Every Sunday, from when I was born to the age of 16, I went to church. It was in many respects – and still is, even though I no longer attend – the hub of family life, having played a central part in the life of my extended family from the moment my mum moved to Oxford with her family in 1952. I was christened there in 1971; my mum and dad were married there, as were my aunts and uncles and several cousins. Many members of my family met their partners in the Youth Club and of course we have said goodbye to family members; my Grandad in 1984, my Nan in 2010 and step-father in 2008.
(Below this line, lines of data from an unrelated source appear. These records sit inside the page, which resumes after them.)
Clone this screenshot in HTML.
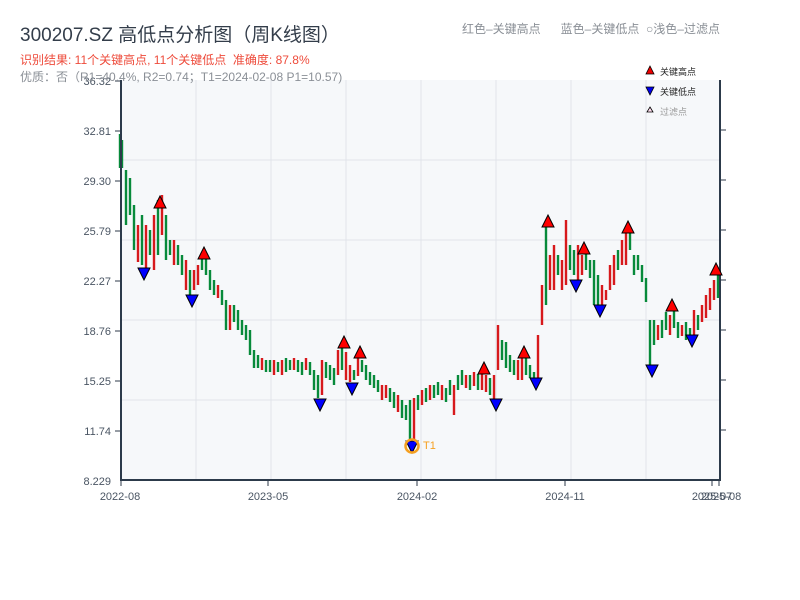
<!DOCTYPE html>
<html><head><meta charset="utf-8"><style>
body{margin:0;width:800px;height:600px;background:#fff;overflow:hidden;font-family:"Liberation Sans","Noto Sans CJK SC",sans-serif;position:relative}
.t{position:absolute;white-space:nowrap}
</style></head><body>
<svg width="800" height="600" style="position:absolute;left:0;top:0" font-family="Liberation Sans, Noto Sans CJK SC, sans-serif">
<rect x="121" y="80" width="599" height="400" fill="#f6f8fa"/>
<g stroke="#e1e4ea" stroke-width="1">
<line x1="121" y1="160" x2="720" y2="160"/><line x1="121" y1="240" x2="720" y2="240"/><line x1="121" y1="320" x2="720" y2="320"/><line x1="121" y1="400" x2="720" y2="400"/>
<line x1="196" y1="80" x2="196" y2="480"/><line x1="271" y1="80" x2="271" y2="480"/><line x1="346" y1="80" x2="346" y2="480"/><line x1="421" y1="80" x2="421" y2="480"/><line x1="496" y1="80" x2="496" y2="480"/><line x1="571" y1="80" x2="571" y2="480"/><line x1="646" y1="80" x2="646" y2="480"/>
</g>
<path stroke="#078a3a" stroke-width="2.4" fill="none" d="M120 134V168M122 140V168M126 170V225M130 178V215M134 205V250M142 215V265M150 230V255M158 200V255M166 215V260M170 240V255M178 245V265M182 255V275M190 270V295M202 255V270M206 255V275M210 270V290M214 280V295M222 290V305M226 300V330M234 305V322M238 310V330M242 320V335M246 325V340M250 330V355M254 350V368M258 355V368M266 360V372M270 360V372M278 362V372M286 358V372M290 360V370M298 360V372M302 362V375M310 362V375M314 370V390M318 375V398M326 362V378M330 365V380M334 368V385M342 348V370M354 370V380M362 360V372M366 365V380M370 372V385M374 375V388M378 380V392M390 388V402M394 392V408M402 400V418M406 405V420M410 400V440M418 395V410M426 388V402M434 385V398M438 382V395M446 388V402M450 380V395M458 375V390M462 370V385M470 375V390M478 374V390M490 378V395M502 340V360M506 342V368M510 355V372M514 360V375M526 355V375M530 365V378M534 372V383M546 225V305M558 255V275M570 245V270M574 250V275M586 248V270M590 260V278M594 260V305M598 275V305M618 250V270M630 230V250M634 255V275M638 255V270M642 265V282M646 278V302M650 320V370M654 320V345M662 320V338M666 312V330M674 310V328M678 322V338M686 322V340M690 328V340M698 315V330M718 275V298"/>
<path stroke="#d7191c" stroke-width="2.4" fill="none" d="M138 225V262M146 225V270M154 215V270M162 195V235M174 240V265M186 260V290M194 270V290M198 265V285M218 285V298M230 305V330M262 358V370M274 360V375M282 360V375M294 358V370M306 358V370M322 360V395M338 350V375M346 352V380M350 365V382M358 358V376M382 385V400M386 385V398M398 395V412M414 398V446M422 390V405M430 385V400M442 385V400M454 385V415M466 375V388M474 372V386M482 372V390M486 375V392M494 375V400M498 325V370M518 360V380M522 355V380M538 335V378M542 285V325M550 255V290M554 245V290M562 260V290M566 220V285M578 245V280M582 255V275M602 285V305M606 290V300M610 265V290M614 255V285M622 240V265M626 230V265M658 325V340M670 315V335M682 325V336M694 310V340M702 305V322M706 295V318M710 288V310M714 280V300"/>
<g stroke="#2c3a4a" stroke-width="2" fill="none">
<line x1="121" y1="80" x2="121" y2="481"/><line x1="120" y1="480" x2="721" y2="480"/><line x1="720" y1="80" x2="720" y2="481"/>
</g>
<g stroke="#2c3a4a" stroke-width="1">
<line x1="115" y1="81" x2="121" y2="81"/><line x1="115" y1="131" x2="121" y2="131"/><line x1="115" y1="181" x2="121" y2="181"/><line x1="115" y1="231" x2="121" y2="231"/><line x1="115" y1="281" x2="121" y2="281"/><line x1="115" y1="331" x2="121" y2="331"/><line x1="115" y1="381" x2="121" y2="381"/><line x1="115" y1="431" x2="121" y2="431"/>
<line x1="720" y1="130" x2="726" y2="130"/><line x1="720" y1="180" x2="726" y2="180"/><line x1="720" y1="230" x2="726" y2="230"/><line x1="720" y1="280" x2="726" y2="280"/><line x1="720" y1="330" x2="726" y2="330"/><line x1="720" y1="380" x2="726" y2="380"/><line x1="720" y1="430" x2="726" y2="430"/>
<line x1="121" y1="480" x2="121" y2="486"/><line x1="268" y1="480" x2="268" y2="486"/><line x1="417" y1="480" x2="417" y2="486"/><line x1="565" y1="480" x2="565" y2="486"/><line x1="712" y1="480" x2="712" y2="486"/><line x1="719" y1="480" x2="719" y2="486"/>
</g>
<g font-size="11" fill="#4a5563" text-anchor="end">
<text x="111" y="85">36.32</text><text x="111" y="135">32.81</text><text x="111" y="185">29.30</text><text x="111" y="235">25.79</text><text x="111" y="285">22.27</text><text x="111" y="335">18.76</text><text x="111" y="385">15.25</text><text x="111" y="435">11.74</text><text x="111" y="485">8.229</text>
</g>
<g font-size="11" fill="#4a5563" text-anchor="middle">
<text x="120" y="500">2022-08</text><text x="268" y="500">2023-05</text><text x="417" y="500">2024-02</text><text x="565" y="500">2024-11</text><text x="712" y="500">2025-07</text><text x="721" y="500">2025-08</text>
</g>
<g stroke="#000" stroke-width="1" fill="#f00">
<polygon points="160,196 166,208 154,208"/><polygon points="204,247 210,259 198,259"/><polygon points="344,336 350,348 338,348"/><polygon points="360,346 366,358 354,358"/><polygon points="484,362 490,374 478,374"/><polygon points="524,346 530,358 518,358"/><polygon points="548,215 554,227 542,227"/><polygon points="584,242 590,254 578,254"/><polygon points="628,221 634,233 622,233"/><polygon points="672,299 678,311 666,311"/><polygon points="716,263 722,275 710,275"/>
</g>
<g stroke="#000" stroke-width="1" fill="#00f">
<polygon points="138,268 150,268 144,280"/><polygon points="186,295 198,295 192,307"/><polygon points="314,399 326,399 320,411"/><polygon points="346,383 358,383 352,395"/><polygon points="406,441 418,441 412,453"/><polygon points="490,399 502,399 496,411"/><polygon points="530,378 542,378 536,390"/><polygon points="570,280 582,280 576,292"/><polygon points="594,305 606,305 600,317"/><polygon points="646,365 658,365 652,377"/><polygon points="686,335 698,335 692,347"/>
</g>
<circle cx="412" cy="446" r="6.5" fill="none" stroke="#f5a020" stroke-width="2.5"/>
<text x="423" y="449" font-size="11" fill="#f5a020">T1</text>
<polygon points="650,66 654,74 646,74" fill="#e00" stroke="#000" stroke-width="0.8"/>
<text x="660" y="75" font-size="9" fill="#222">关键高点</text>
<polygon points="646,87 654,87 650,95" fill="#00e" stroke="#000" stroke-width="0.8"/>
<text x="660" y="95" font-size="9" fill="#222">关键低点</text>
<polygon points="650,107 653,112 647,112" fill="#fde" stroke="#000" stroke-width="0.8"/>
<text x="660" y="115" font-size="9" fill="#999">过滤点</text>
</svg>
<div class="t" style="left:20px;top:20px;font-size:19px;color:#333d4a">300207.SZ 高低点分析图（周K线图）</div>
<div class="t" style="left:20px;top:51px;font-size:12px;color:#ee4b3b">识别结果: 11个关键高点, 11个关键低点&nbsp;&nbsp;准确度: 87.8%</div>
<div class="t" style="left:20px;top:68px;font-size:12px;color:#8a8f96">优质：否（R1=40.4%, R2=0.74；T1=2024-02-08 P1=10.57)</div>
<div class="t" style="left:462px;top:20px;font-size:12px;color:#8a8f96">红色–关键高点&nbsp;&nbsp;&nbsp;&nbsp;&nbsp;&nbsp;蓝色–关键低点&nbsp;&nbsp;○浅色–过滤点</div>
</body></html>
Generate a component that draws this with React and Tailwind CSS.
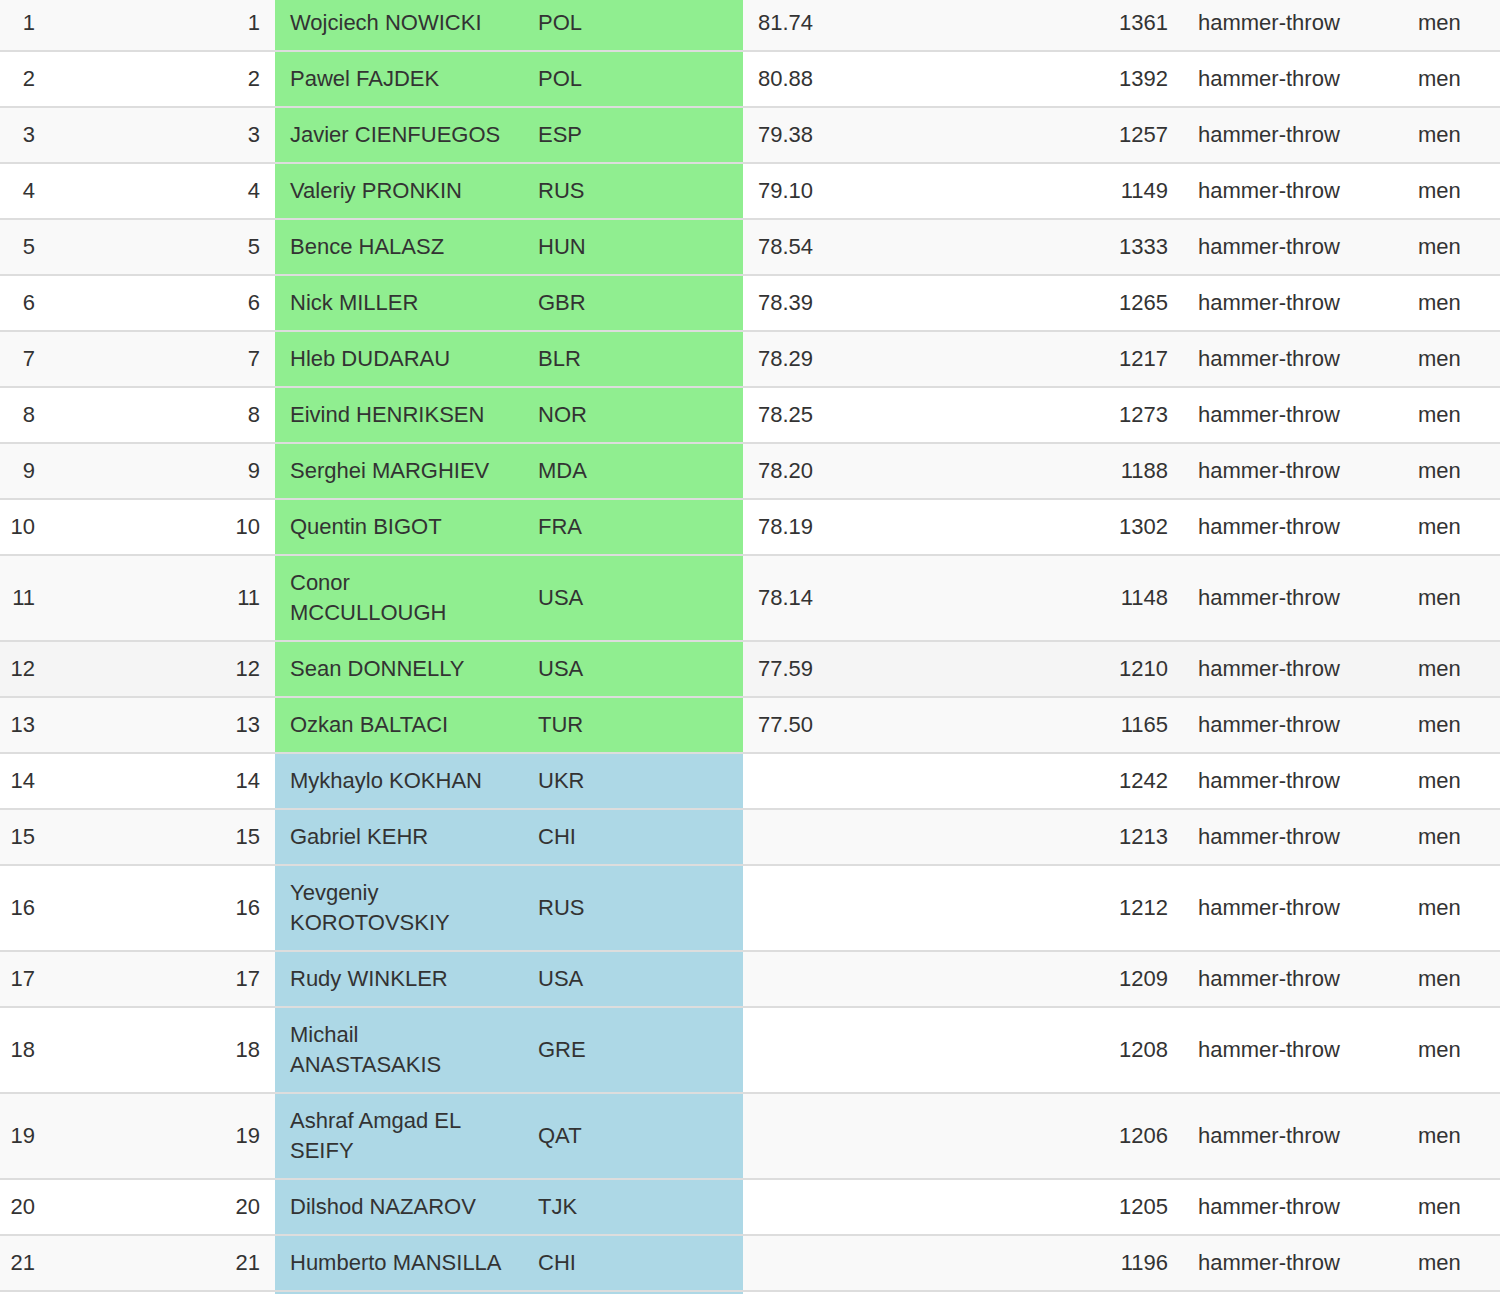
import React from 'react';

const rows = [
  [1, 'Wojciech NOWICKI', 'POL', '81.74', 1361],
  [2, 'Pawel FAJDEK', 'POL', '80.88', 1392],
  [3, 'Javier CIENFUEGOS', 'ESP', '79.38', 1257],
  [4, 'Valeriy PRONKIN', 'RUS', '79.10', 1149],
  [5, 'Bence HALASZ', 'HUN', '78.54', 1333],
  [6, 'Nick MILLER', 'GBR', '78.39', 1265],
  [7, 'Hleb DUDARAU', 'BLR', '78.29', 1217],
  [8, 'Eivind HENRIKSEN', 'NOR', '78.25', 1273],
  [9, 'Serghei MARGHIEV', 'MDA', '78.20', 1188],
  [10, 'Quentin BIGOT', 'FRA', '78.19', 1302],
  [11, 'Conor\nMCCULLOUGH', 'USA', '78.14', 1148],
  [12, 'Sean DONNELLY', 'USA', '77.59', 1210],
  [13, 'Ozkan BALTACI', 'TUR', '77.50', 1165],
  [14, 'Mykhaylo KOKHAN', 'UKR', '', 1242],
  [15, 'Gabriel KEHR', 'CHI', '', 1213],
  [16, 'Yevgeniy\nKOROTOVSKIY', 'RUS', '', 1212],
  [17, 'Rudy WINKLER', 'USA', '', 1209],
  [18, 'Michail\nANASTASAKIS', 'GRE', '', 1208],
  [19, 'Ashraf Amgad EL\nSEIFY', 'QAT', '', 1206],
  [20, 'Dilshod NAZAROV', 'TJK', '', 1205],
  [21, 'Humberto MANSILLA', 'CHI', '', 1196],
];

const td = 'border-t-2 border-[#ddd] px-[15px] py-3 align-middle';

const App = () => {
  return (
    <div className="h-[1294px] overflow-hidden bg-white text-[#333] text-[22px] leading-[30px] font-['Liberation_Sans',Arial,sans-serif]">
      <table className="-mt-[6px] w-[1500px] table-fixed border-collapse">
        <colgroup>
          <col className="w-[50px]" />
          <col className="w-[225px]" />
          <col className="w-[248px]" />
          <col className="w-[220px]" />
          <col className="w-[257px]" />
          <col className="w-[183px]" />
          <col className="w-[220px]" />
          <col className="w-[97px]" />
        </colgroup>
        <tbody>
          {rows.map(([i, name, nat, mark, pts]) => {
            const qualified = mark !== '';
            const cellBg = qualified ? 'bg-[#90ee90]' : 'bg-[#add8e6]';
            const rowBg = i === 12 ? 'bg-[#f5f5f5]' : i % 2 === 1 ? 'bg-[#f9f9f9]' : 'bg-white';
            return (
              <tr key={i} className={rowBg}>
                <td className={`${td} text-right !px-0 !pr-[15px]`}>{i}</td>
                <td className={`${td} text-right`}>{i}</td>
                <td className={`${td} ${cellBg} whitespace-pre-line`}>{name}</td>
                <td className={`${td} ${cellBg}`}>{nat}</td>
                <td className={td}>{mark}</td>
                <td className={`${td} text-right`}>{pts}</td>
                <td className={td}>hammer-throw</td>
                <td className={td}>men</td>
              </tr>
            );
          })}
          <tr className="bg-white">
            <td className={td}>&nbsp;</td>
            <td className={td}></td>
            <td className={`${td} bg-[#add8e6]`}></td>
            <td className={`${td} bg-[#add8e6]`}></td>
            <td className={td}></td>
            <td className={td}></td>
            <td className={td}></td>
            <td className={td}></td>
          </tr>
        </tbody>
      </table>
    </div>
  );
};

export default App;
I doubt there is any place in the world that harbours so many memories for me, but the one I want to recall today isn’t a specific memory as such but rather a recollection. I recall how as a young boy, I used – when singing hymns – to look at the dates of birth and death of the authors, in particular John Wesley. It’s hard to say what I thought while looking at his dates (1703-1791); I can, as an adult, only interpret what that child was thinking. (Thinking about this now, it could be that it was Charles Wesley’s hymns we sang, in which case the dates would be (1707-1788). It could of course have been both). I remember too a plaque on the wall, dedicated to the memory of a man killed in the Second World War. Again there was something about the dates that captivated me – a date from a time – and a place – before I was born.
The dates of someone’s birth and death delineate a space, much as a boundary on a map, a place that existed but doesn’t anymore. They are coordinates for the beginning and end of a journey.